There is no telling when a cease-fire will enter into force or whether discussions of a deal with Hamas will resume. On Aug. 8, after the top-level Hamas delegation left Gaza, it seemed that only one issue remained to be resolved regarding a deal: the timing of the return of two bodies of the Israeli soldiers Oron Shaul and Hadar Goldin (killed in Operation Protective Edge, in 2014) and the release of several Israeli civilians believed to be held by Hamas.
Hamas has insisted that the handover take place down the road, after Israel and Egypt prove that they are keeping their promise to gradually lift the siege of Gaza. Israel appears to have accepted this condition. A Hamas source told Al-Monitor prior to the current escalation that Israel had also promised that during the second phase of the deal, and even before the return of the remains and the captives, it would release dozens of Palestinians freed in 2011 from Israeli jails and subsequently re-arrested prior to the war in summer 2014.
As mentioned, the Israeli Security Cabinet was ready on Aug. 9 to talk about wrapping up the final details.
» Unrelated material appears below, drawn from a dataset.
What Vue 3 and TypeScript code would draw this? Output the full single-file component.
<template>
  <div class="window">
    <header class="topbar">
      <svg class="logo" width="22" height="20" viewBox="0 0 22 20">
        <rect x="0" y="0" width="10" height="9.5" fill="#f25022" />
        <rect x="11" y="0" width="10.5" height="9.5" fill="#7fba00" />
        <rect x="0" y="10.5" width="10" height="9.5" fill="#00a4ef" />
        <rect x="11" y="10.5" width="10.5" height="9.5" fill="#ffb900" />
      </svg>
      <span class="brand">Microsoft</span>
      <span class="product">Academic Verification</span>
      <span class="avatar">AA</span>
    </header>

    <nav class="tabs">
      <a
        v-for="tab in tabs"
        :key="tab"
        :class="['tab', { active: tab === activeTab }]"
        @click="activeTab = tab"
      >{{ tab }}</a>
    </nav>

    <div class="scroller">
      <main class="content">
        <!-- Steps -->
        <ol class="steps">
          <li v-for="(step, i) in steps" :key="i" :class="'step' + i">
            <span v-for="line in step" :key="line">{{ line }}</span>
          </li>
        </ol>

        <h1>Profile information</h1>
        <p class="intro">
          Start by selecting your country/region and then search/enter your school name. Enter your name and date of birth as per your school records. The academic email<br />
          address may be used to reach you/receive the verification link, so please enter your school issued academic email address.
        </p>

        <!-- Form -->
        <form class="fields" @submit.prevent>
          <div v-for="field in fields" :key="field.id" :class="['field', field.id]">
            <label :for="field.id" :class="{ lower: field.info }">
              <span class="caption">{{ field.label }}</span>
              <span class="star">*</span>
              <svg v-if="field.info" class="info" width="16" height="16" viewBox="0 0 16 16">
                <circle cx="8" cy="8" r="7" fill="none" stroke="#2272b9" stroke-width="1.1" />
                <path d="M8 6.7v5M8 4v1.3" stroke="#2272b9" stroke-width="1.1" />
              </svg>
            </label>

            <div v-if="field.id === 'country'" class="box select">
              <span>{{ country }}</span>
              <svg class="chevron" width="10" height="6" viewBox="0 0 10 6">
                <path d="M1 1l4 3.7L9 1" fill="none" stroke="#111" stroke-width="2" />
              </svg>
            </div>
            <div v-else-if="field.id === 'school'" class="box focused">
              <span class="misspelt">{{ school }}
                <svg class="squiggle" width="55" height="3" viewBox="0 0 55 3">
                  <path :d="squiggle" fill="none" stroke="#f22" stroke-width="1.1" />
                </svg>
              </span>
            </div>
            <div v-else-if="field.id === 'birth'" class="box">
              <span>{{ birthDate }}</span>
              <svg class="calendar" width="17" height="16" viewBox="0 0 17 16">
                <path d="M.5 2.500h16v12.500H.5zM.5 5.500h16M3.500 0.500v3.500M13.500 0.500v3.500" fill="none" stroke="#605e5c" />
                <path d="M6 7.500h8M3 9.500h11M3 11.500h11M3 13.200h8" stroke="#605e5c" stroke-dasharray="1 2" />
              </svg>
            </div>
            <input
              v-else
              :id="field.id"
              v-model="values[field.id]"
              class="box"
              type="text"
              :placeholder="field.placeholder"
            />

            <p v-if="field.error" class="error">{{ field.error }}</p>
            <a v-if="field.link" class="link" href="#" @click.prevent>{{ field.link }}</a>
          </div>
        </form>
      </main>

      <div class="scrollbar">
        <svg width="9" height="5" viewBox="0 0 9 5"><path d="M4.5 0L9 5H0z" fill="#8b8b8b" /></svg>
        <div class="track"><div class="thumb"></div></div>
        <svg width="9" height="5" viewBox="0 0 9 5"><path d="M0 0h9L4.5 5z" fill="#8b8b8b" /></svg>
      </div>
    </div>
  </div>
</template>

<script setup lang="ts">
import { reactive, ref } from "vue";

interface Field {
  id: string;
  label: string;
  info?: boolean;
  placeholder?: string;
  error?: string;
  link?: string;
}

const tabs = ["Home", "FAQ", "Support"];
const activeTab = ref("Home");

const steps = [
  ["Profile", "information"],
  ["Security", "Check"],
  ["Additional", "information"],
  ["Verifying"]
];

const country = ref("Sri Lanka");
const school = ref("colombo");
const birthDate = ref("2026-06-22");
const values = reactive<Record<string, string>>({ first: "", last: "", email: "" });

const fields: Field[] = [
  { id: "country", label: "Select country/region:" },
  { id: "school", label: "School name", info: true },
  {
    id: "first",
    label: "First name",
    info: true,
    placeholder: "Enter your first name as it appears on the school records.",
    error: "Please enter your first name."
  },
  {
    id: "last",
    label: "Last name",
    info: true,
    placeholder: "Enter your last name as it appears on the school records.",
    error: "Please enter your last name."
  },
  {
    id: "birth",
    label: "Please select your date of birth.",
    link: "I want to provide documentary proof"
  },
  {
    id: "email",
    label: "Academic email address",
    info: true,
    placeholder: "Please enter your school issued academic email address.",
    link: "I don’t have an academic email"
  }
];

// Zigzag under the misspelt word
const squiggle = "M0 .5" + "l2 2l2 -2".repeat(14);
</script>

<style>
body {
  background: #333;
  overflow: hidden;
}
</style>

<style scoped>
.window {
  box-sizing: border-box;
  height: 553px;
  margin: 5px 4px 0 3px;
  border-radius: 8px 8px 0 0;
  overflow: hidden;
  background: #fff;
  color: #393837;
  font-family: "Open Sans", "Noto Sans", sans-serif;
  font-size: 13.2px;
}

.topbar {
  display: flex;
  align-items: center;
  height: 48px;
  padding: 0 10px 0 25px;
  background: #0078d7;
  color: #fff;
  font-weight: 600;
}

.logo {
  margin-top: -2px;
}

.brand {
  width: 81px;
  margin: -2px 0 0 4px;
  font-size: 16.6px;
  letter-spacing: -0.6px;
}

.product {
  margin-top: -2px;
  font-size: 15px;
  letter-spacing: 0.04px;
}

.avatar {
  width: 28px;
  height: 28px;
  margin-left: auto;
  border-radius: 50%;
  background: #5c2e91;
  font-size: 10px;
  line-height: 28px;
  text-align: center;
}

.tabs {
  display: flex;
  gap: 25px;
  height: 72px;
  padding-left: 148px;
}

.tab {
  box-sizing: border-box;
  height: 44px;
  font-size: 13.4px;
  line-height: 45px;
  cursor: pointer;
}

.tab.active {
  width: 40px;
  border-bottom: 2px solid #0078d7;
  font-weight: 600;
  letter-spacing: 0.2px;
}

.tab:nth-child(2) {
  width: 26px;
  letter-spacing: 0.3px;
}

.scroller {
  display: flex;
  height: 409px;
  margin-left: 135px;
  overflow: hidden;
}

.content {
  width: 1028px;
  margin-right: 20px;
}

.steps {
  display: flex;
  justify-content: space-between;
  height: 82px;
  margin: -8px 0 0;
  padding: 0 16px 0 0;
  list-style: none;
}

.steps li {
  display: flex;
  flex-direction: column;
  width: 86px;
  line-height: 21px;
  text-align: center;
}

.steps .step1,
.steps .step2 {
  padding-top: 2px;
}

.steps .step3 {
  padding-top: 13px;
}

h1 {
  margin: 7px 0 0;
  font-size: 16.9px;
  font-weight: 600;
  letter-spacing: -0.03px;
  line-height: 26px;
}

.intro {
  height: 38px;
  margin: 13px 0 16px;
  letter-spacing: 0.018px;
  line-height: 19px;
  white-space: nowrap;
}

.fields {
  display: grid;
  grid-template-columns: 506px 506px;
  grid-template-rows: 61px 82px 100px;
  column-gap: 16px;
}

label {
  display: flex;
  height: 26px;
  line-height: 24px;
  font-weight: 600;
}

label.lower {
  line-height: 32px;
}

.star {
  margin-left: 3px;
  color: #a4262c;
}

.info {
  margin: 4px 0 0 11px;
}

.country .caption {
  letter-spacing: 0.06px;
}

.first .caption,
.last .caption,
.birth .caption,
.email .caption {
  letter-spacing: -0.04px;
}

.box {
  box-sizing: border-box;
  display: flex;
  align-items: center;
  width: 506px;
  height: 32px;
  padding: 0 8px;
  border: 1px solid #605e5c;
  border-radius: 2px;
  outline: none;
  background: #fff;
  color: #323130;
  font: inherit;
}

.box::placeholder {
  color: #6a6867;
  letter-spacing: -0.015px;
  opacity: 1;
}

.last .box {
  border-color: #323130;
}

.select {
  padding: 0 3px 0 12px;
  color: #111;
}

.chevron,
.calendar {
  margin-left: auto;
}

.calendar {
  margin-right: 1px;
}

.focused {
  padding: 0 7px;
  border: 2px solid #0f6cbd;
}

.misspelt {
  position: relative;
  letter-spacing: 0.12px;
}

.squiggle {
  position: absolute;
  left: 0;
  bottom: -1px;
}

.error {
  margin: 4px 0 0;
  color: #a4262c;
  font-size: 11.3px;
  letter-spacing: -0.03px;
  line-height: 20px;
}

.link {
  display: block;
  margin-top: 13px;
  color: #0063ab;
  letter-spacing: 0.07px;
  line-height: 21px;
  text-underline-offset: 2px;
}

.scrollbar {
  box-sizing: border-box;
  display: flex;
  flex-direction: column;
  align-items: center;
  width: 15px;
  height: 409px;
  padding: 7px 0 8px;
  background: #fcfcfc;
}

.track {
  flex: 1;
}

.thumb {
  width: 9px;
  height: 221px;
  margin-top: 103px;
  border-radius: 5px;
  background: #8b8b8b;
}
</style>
Now, however, Prime Minister Benjamin Netanyahu is unlikely to win public approval for any deal with Hamas. Calls in Israel to kill Hamas' leadership and remove the organization from power will drown out the warnings by security officials of an impending humanitarian crisis in Gaza and their urging the politicians to go for an agreement.
The latest flare-up begs the question of whether a planned five-year agreement would even last. Given the way Hamas' leaders are behaving — displaying such poor understanding of the crisis they and their people face — even if an agreement is eventually signed, it might not be worth the paper on which it is inked.